Augusto Santos Silva
esclarece que há dois cenários que chocam com o interesse nacional,
partilhado pelos dois grandes partidos, o 2 e o 4. O primeiro, que
reduz a Europa ao Mercado Interno, “não permite completar a UEM, e
afasta avanços nas políticas social e fiscal, podendo destruir as
políticas de coesão e de convergência”. Quanto ao n.º 4, fazer
menos com mais, é afastado pelo ministro porque “corresponde a uma
tendência que já é visível, segundo a qual temos de avançar na
segurança, defesa e política externa, abandonando as políticas de
emprego, fiscal, social e regional”. Esta corrente “quer avançar
nos domínios da soberania e na política comercial, mas não na
coesão, na convergência e no emprego”.
Em contrapartida,
não há nada nos cenários 1, 3 e 5 que belisque o interesse
nacional. “O óptimo seria o 5” que prevê a conclusão da UEM, e
a ideia cara ao Governo e ao PSD de dotar a união monetária de "uma
capacidade financeira, fundamental”. É aquele que conforta “a
posição do Governo de avançar paralelamente com a UEM e com a
defesa”. O cenário 1, é um cenário “por defeito”, ou seja,
permite avançar gradualmente na agenda europeia, adaptando-a àquilo
que for surgindo. Finalmente, o cenário 3, da Europa a várias
velocidades. “Não nos opomos à ideia, mas opomo-nos a que ela se
aplique à zona euro”, diz o ministro, tal como não aceitamos a
ideia de criar um núcleo central com os países fundadores.
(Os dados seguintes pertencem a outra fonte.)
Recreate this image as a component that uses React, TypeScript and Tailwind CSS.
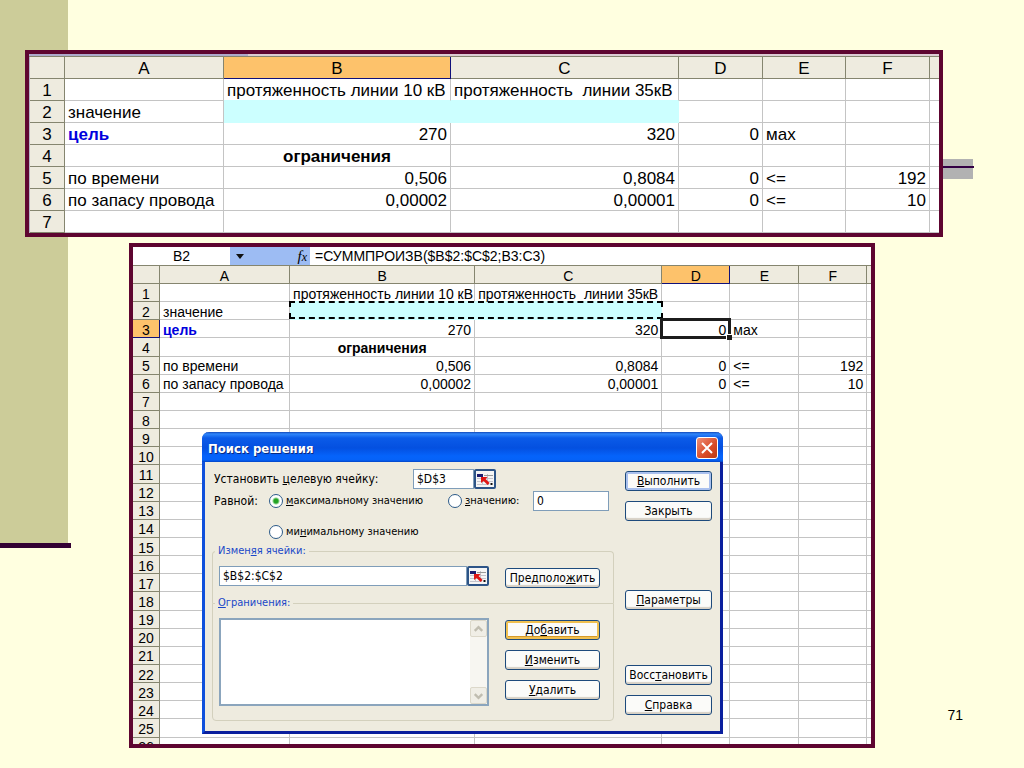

Quanto à
defesa, o ministro considera que ela “não se reduz à
contabilização do gasto público com os militares” mas a outros
vectores igualmente importantes. Santos Silva lembra também que, nas
actuais condições de aperto orçamental, é difícil cumprir as
metas da NATO (2 por cento para os orçamentos da defesa), mesmo
encontrando-se Portugal numa posição honrosa do meio da tabela.
Quanto à Declaração
de Roma, longe ainda de estar concluída, Portugal entende que haja
uma primeira parte apenas dedicada aos valores da União Europeia,
numa altura em que estão a ser postos em causa, mas defende que deve
integrar, numa segunda parte, os caminhos de futuro para três áreas
fundamentais: economia, segurança e migrações.